Government expects to deliver on all persecution report recommendations by 2022

(Photo: Open Doors UK & Ireland)

The government says it is confident it can implement all 22 recommendations in the Bishop of Truro's report on supporting persecuted Christians through British embassies around the world.

Nigel Adams MP, Minister of State at the Foreign, Commonwealth and Development Office (FCDO), has been answering questions from MPs about progress in implementing the independent report by Bishop Philip Mounstephen.

The report said: "Christianity is by most calculations the most persecuted religion of modern times."

The then Foreign Secretary, Jeremy Hunt, commissioned Bishop Mounstephen, an Anglican evangelical and former head of the Church Mission Society, to chair the review group which produced the report in 2019. The Mounstephen review set a three-year target for the implementation of its recommendations.

In a written answer to a parliamentary question tabled on June 16 by Democratic Unionist MP Sir Jeffrey Donaldson, Mr Adams said: "The government has committed to implementing in full the recommendations in the Bishop of Truro's review, and work continues to implement them in a way that will bring real improvement to the lives of those persecuted due to their faith or belief.

"Of the 22 recommendations we have fully delivered ten, made good progress on a further eight, and are confident that all 22 will be delivered by the time of the independent review in 2022."

Mr Adams also told Sir Jeffrey, a practising Christian who became leader of the Democratic Unionist Party of Northern Ireland on June 26, that the FCDO "is currently working with an external implementer to develop training for staff on religion for international engagement.

"The implementer, the Edward Cadbury Centre at the University of Birmingham, is consulting with a wide range of external stakeholders, including those that work specifically on Christian persecution. The training will support our work on freedom of religion or belief (FoRB) for all, including amplifying the FoRB toolkit.

"Posts (embassies, high commissions and consulates) across the FCDO network regularly report on the local human rights situation, including in relation to the promotion and protection of the right to freedom of religion or belief."

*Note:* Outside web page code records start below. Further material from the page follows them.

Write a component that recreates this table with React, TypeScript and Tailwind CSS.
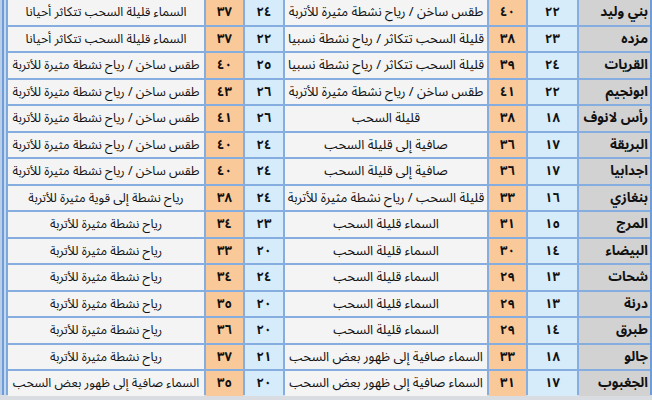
const rows: string[][] = [
  ["بني وليد", "٢٢", "٤٠", "طقس ساخن / رياح نشطة مثيرة للأتربة", "٢٤", "٣٧", "السماء قليلة السحب تتكاثر أحيانا"],
  ["مزده", "٢٣", "٣٨", "قليلة السحب تتكاثر / رياح نشطة نسبيا", "٢٢", "٣٧", "السماء قليلة السحب تتكاثر أحيانا"],
  ["القريات", "٢٤", "٣٩", "قليلة السحب تتكاثر / رياح نشطة نسبيا", "٢٥", "٤٠", "طقس ساخن / رياح نشطة مثيرة للأتربة"],
  ["ابونجيم", "٢٢", "٤١", "طقس ساخن / رياح نشطة مثيرة للأتربة", "٢٦", "٤٣", "طقس ساخن / رياح نشطة مثيرة للأتربة"],
  ["رأس لانوف", "١٨", "٣٨", "قليلة السحب", "٢٦", "٤١", "طقس ساخن / رياح نشطة مثيرة للأتربة"],
  ["البريقة", "١٧", "٣٦", "صافية إلى قليلة السحب", "٢٤", "٤٠", "طقس ساخن / رياح نشطة مثيرة للأتربة"],
  ["اجدابيا", "١٧", "٣٦", "صافية إلى قليلة السحب", "٢٤", "٤٠", "طقس ساخن / رياح نشطة مثيرة للأتربة"],
  ["بنغازي", "١٦", "٣٣", "قليلة السحب / رياح نشطة مثيرة للأتربة", "٢٤", "٣٨", "رياح نشطة إلى قوية مثيرة للأتربة"],
  ["المرج", "١٥", "٣١", "السماء قليلة السحب", "٢٣", "٣٤", "رياح نشطة مثيرة للأتربة"],
  ["البيضاء", "١٤", "٣٠", "السماء قليلة السحب", "٢٠", "٣٣", "رياح نشطة مثيرة للأتربة"],
  ["شحات", "١٣", "٢٩", "السماء قليلة السحب", "٢٤", "٣٤", "رياح نشطة مثيرة للأتربة"],
  ["درنة", "١٣", "٢٩", "السماء قليلة السحب", "٢٠", "٣٥", "رياح نشطة مثيرة للأتربة"],
  ["طبرق", "١٤", "٢٩", "السماء قليلة السحب", "٢٠", "٣٦", "رياح نشطة مثيرة للأتربة"],
  ["جالو", "١٨", "٣٣", "السماء صافية إلى ظهور بعض السحب", "٢١", "٣٧", "رياح نشطة مثيرة للأتربة"],
  ["الجغبوب", "١٧", "٣١", "السماء صافية إلى ظهور بعض السحب", "٢٠", "٣٥", "السماء صافية إلى ظهور بعض السحب"],
];

const cellClass = [
  "bg-[#d2d2d2] justify-start pr-[2px] text-[13.5px] font-bold",
  "bg-[#d6ecfb] justify-center text-[13px] font-bold",
  "bg-[#fac999] justify-center text-[13px] font-bold",
  "bg-[#f4f4f4] justify-center text-[13px]",
  "bg-[#d6ecfb] justify-center text-[13px] font-bold",
  "bg-[#fac999] justify-center text-[13px] font-bold",
  "bg-[#f4f4f4] justify-center text-[12.5px]",
];

export default function App() {
  return (
    <div className="w-[652px] h-[400px] overflow-hidden bg-[#d9dde2]">
      <div className="flex h-[397px] -mt-[2px]">
        <div className="flex w-[8px] shrink-0">
          <div className="w-[2px] bg-[#b9cfe9]" />
          <div className="w-[2px] bg-[#6f9bd6]" />
          <div className="w-[2px] bg-[#c4d8ef]" />
          <div className="w-[2px] bg-[#7ea7dc]" />
        </div>
        <div
          dir="rtl"
          className="flex-1 min-w-0 grid grid-cols-[71px_49px_37px_202px_38px_37px_minmax(0,1fr)] auto-rows-[24.5px] gap-[2px] bg-[#86ade0] border-r-[2px] border-r-[#6f9bd6] pt-[2px] pb-[2px] text-[#111] font-['Noto_Sans_Arabic','Noto_Naskh_Arabic','DejaVu_Sans',sans-serif] [font-stretch:condensed]"
        >
          {rows.map((r, i) =>
            r.map((v, j) => (
              <div
                key={i + "-" + j}
                className={"flex items-center min-w-0 whitespace-nowrap leading-[20px] " + cellClass[j]}
              >
                {v}
              </div>
            ))
          )}
        </div>
      </div>
    </div>
  );
}
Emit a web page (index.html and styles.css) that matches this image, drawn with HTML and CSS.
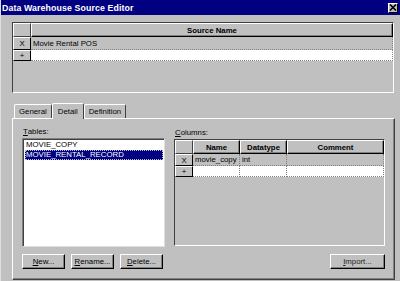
FILE: index.html
```html
<!DOCTYPE html>
<html lang="en">
<head>
    <meta charset="UTF-8">
    <meta name="viewport" content="width=device-width, initial-scale=1.0">
    <title>Data Warehouse Source Editor</title>
    <link rel="stylesheet" href="styles.css">
</head>
<body>
    <div class="window">
        <div class="titlebar">
            <span class="title">Data Warehouse Source Editor</span>
            <button class="close">
                <svg width="8" height="7" viewBox="0 0 8 7"><path d="M1 0.5 L7 6.5 M7 0.5 L1 6.5" stroke="#000" stroke-width="1.6"/></svg>
            </button>
        </div>

        <div class="grid source-grid">
            <div class="grid-row head-row">
                <div class="sel"></div>
                <div class="head wide">Source Name</div>
            </div>
            <div class="grid-row data-row">
                <div class="sel">X</div>
                <div class="cell wide">Movie Rental POS</div>
            </div>
            <div class="grid-row new-row">
                <div class="sel">+</div>
                <div class="cell wide"></div>
            </div>
        </div>

        <div class="tabs">
            <div class="tab">General</div>
            <div class="tab active">Detail</div>
            <div class="tab">Definition</div>
        </div>

        <div class="panel">
            <div class="col left-col">
                <div class="label"><u>T</u>ables:</div>
                <div class="listbox">
                    <div class="item">MOVIE_COPY</div>
                    <div class="item selected">MOVIE_RENTAL_RECORD</div>
                </div>
                <div class="buttons">
                    <button class="btn"><u>N</u>ew...</button>
                    <button class="btn"><u>R</u>ename...</button>
                    <button class="btn"><u>D</u>elete...</button>
                </div>
            </div>
            <div class="col right-col">
                <div class="label"><u>C</u>olumns:</div>
                <div class="grid columns-grid">
                    <div class="grid-row head-row">
                        <div class="sel"></div>
                        <div class="head c-name">Name</div>
                        <div class="head c-type">Datatype</div>
                        <div class="head c-comment">Comment</div>
                    </div>
                    <div class="grid-row data-row">
                        <div class="sel">X</div>
                        <div class="cell c-name">movie_copy</div>
                        <div class="cell c-type">int</div>
                        <div class="cell c-comment"></div>
                    </div>
                    <div class="grid-row new-row">
                        <div class="sel">+</div>
                        <div class="cell c-name"></div>
                        <div class="cell c-type"></div>
                        <div class="cell c-comment"></div>
                    </div>
                </div>
                <div class="buttons right">
                    <button class="btn import"><u>I</u>mport...</button>
                </div>
            </div>
        </div>
    </div>
</body>
</html>
```

FILE: styles.css
```css
* {
    box-sizing: border-box;
}

body {
    margin: 0;
    font-family: "Liberation Sans", Arial, sans-serif;
    font-size: 7.8px;
    color: #000;
}

.window {
    width: 400px;
    height: 281px;
    background-color: #c0c0c0;
    border-left: 1px solid #dfdfdf;
    display: flex;
    flex-direction: column;
    overflow: hidden;
}

.titlebar {
    height: 15px;
    background-color: #000080;
    color: #fff;
    display: flex;
    align-items: center;
    justify-content: space-between;
    padding: 0 2px 0 1px;
}

.title {
    font-weight: bold;
    font-size: 8.8px;
    letter-spacing: 0.1px;
}

.close {
    width: 10px;
    height: 10px;
    padding: 0;
    margin: 0;
    background-color: #c0c0c0;
    border: 1px solid;
    border-color: #fff #000 #000 #fff;
    display: flex;
    align-items: center;
    justify-content: center;
}

/* grids */
.grid {
    background-color: #c0c0c0;
    border: 1px solid;
    border-color: #404040 #fff #fff #404040;
    display: flex;
    flex-direction: column;
}

.source-grid {
    margin: 7px 0 0 11px;
    width: 382px;
    height: 71px;
}

.grid-row {
    display: flex;
}

.source-grid .head-row {
    height: 14px;
}

.source-grid .data-row {
    height: 13px;
}

.source-grid .new-row {
    height: 11px;
}

.sel {
    width: 18px;
    flex-shrink: 0;
    border: 1px solid;
    border-color: #fff #000 #000 #fff;
    display: flex;
    align-items: center;
    justify-content: center;
}

.head-row .sel {
    border-color: #fff #404040 #404040 #fff;
}

.head {
    border: 1px solid;
    border-color: #fff #000 #000 #fff;
    box-shadow: inset -1px -1px #808080;
    font-weight: bold;
    display: flex;
    align-items: center;
    justify-content: center;
}

.cell {
    border-right: 1px dotted #808080;
    border-bottom: 1px dotted #808080;
    padding-left: 2px;
    display: flex;
    align-items: center;
    white-space: nowrap;
}

.new-row .cell {
    background-color: #fff;
}

.wide {
    width: 362px;
}

/* tabs */
.tabs {
    margin: 9px 0 0 13px;
    height: 16px;
    display: flex;
    align-items: flex-end;
}

.tab {
    height: 14px;
    padding: 0 4px;
    border: 1px solid;
    border-bottom: none;
    border-color: #fff #404040 #404040 #fff;
    border-radius: 2px 2px 0 0;
    display: flex;
    align-items: center;
}

.tab.active {
    height: 16px;
    margin-bottom: -1px;
    position: relative;
    z-index: 1;
    background-color: #c0c0c0;
    padding: 0 5px;
}

.panel {
    margin-left: 11px;
    width: 383px;
    height: 162px;
    border: 1px solid;
    border-color: #fff #404040 #404040 #fff;
    box-shadow: inset -1px -1px #808080;
    padding: 6px 9px 0 9px;
    display: flex;
    gap: 9px;
}

.col {
    display: flex;
    flex-direction: column;
}

.left-col {
    width: 143px;
}

.right-col {
    width: 211px;
}

.label {
    height: 13px;
    padding-left: 1px;
    display: flex;
    align-items: center;
}

.right-col .label {
    height: 14px;
}

.listbox {
    height: 109px;
    background-color: #fff;
    border: 1px solid;
    border-color: #808080 #dfdfdf #dfdfdf #808080;
    box-shadow: inset 1px 1px #404040;
    padding: 1px 1px 0 2px;
}

.item {
    height: 10px;
    line-height: 10px;
    padding-left: 1px;
}

.item.selected {
    background-color: #000080;
    color: #fff;
    outline: 1px dotted #c0c0c0;
    outline-offset: -1px;
}

.columns-grid {
    height: 107px;
}

.columns-grid .head-row {
    height: 14px;
}

.columns-grid .data-row {
    height: 12px;
}

.columns-grid .new-row {
    height: 11px;
}

.c-name {
    width: 47px;
}

.c-type {
    width: 47px;
}

.c-comment {
    width: 97px;
}

.buttons {
    margin-top: 7px;
    display: flex;
    gap: 6px;
}

.right-col .buttons {
    margin-top: 8px;
}

.buttons.right {
    justify-content: flex-end;
}

.btn {
    width: 43px;
    height: 15px;
    padding: 0;
    margin: 0;
    font-family: "Liberation Sans", Arial, sans-serif;
    font-size: 7.8px;
    color: #000;
    background-color: #c0c0c0;
    border: 1px solid;
    border-color: #fff #000 #000 #fff;
    box-shadow: inset -1px -1px #808080;
}

.btn.import {
    width: 55px;
    color: #202020;
}
```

Answering a question from Scottish National Party MP, Kirsten Oswald, Mr Adams said: "A framework is being developed that will be available to all staff setting out why freedom of religion or belief is a core human right to be championed."

In response to another recommendation, the FCDO set up a research fund named after John Bunyan, the 17th Century Baptist preacher persecuted by the Anglican establishment and author of the classic Christian allegory, Pilgrim's Progress. 

Commenting on its impact, he told Ms Oswald: "Various research activities have already been funded, including establishing the John Bunyan Fund, which amongst other things, has looked at the links between gender and freedom of religion and belief. We continue to look for opportunities to support quality research."

The 2019 Truro report warned that the persecution of Christians was "at near genocide levels". 

"Evidence shows not only the geographic spread of anti-Christian persecution, but also its increasing severity. In some regions, the level and nature of persecution is arguably coming close to meeting the international definition of genocide, according to that adopted by the UN," the report said.